What redeems the book, in Polly McLean's fluent translation (from French) anyway, is the enthusiasm of the talkers. Eco and Carrière clearly fell in love with books as children, and retain their childlike enthusiasm. Eco reckons he has a library of 50,000 books, as well as of 1,200 rare titles; Carrière says he has 2,000 "ancient" books out of a total collection of some 40,000. With this enthusiasm comes intellectual curiosity. If Carrière wants to go on about the ancient language of the Americas, or French poets of the early 17th century, or the Hindu pantheon, he has earned the right to do so, one feels.

Carrière tells us that Waiting for Godot has just been translated into Nahuatl, the language of the Aztecs – "I've already ordered a first edition." Both authors relish such unusual learning.
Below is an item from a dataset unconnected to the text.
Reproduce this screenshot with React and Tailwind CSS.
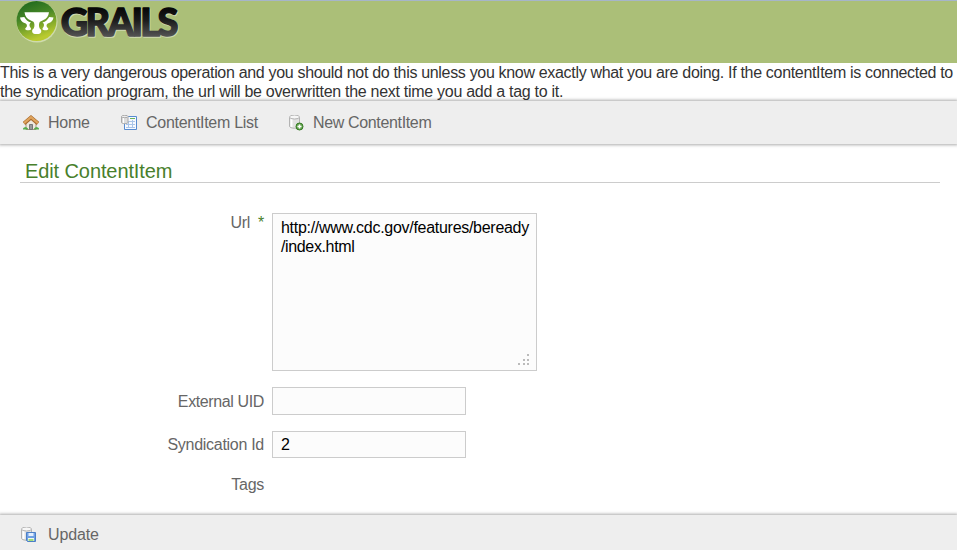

Eco has devoted a collection to wrong-headedness and stupidity, and tells us about the theorists who argued that Norwegian was the first language, that the Earth was immobile, and that Clark Gable would never get anywhere with such prominent ears. The great semiotician also reveals that he likes to spend spare moments "fighting intergalactic wars with monsters from outer space on my computer".
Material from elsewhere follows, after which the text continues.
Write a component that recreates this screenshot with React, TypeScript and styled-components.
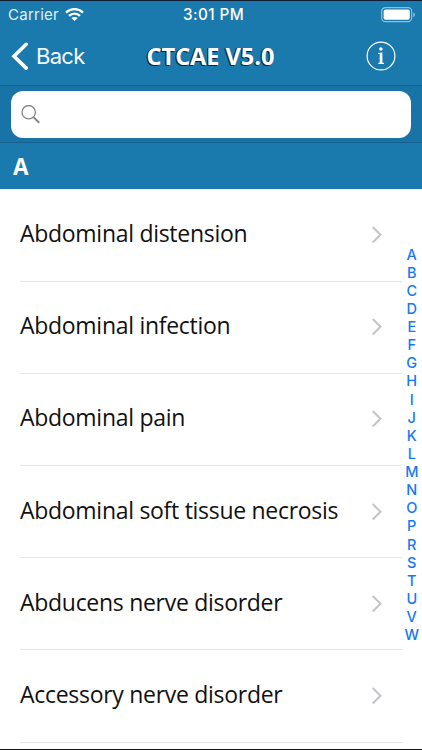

"The end of the book" is, as Eco and Carrière demonstrate, a misguided phrase. First, because printed books continue to be the most efficient and enduring methods of delivering texts: computer formats rapidly become redundant, and contemporary ebooks are not a good bet to outlast their printed counterparts. Second, because there is absolutely no evidence that longform texts themselves, as transmitters of knowledge and entertainment, are in any danger of diminishing in value. Certainly, they receive an excellent advertisement in Eco and Carrière's playful and learned conversations.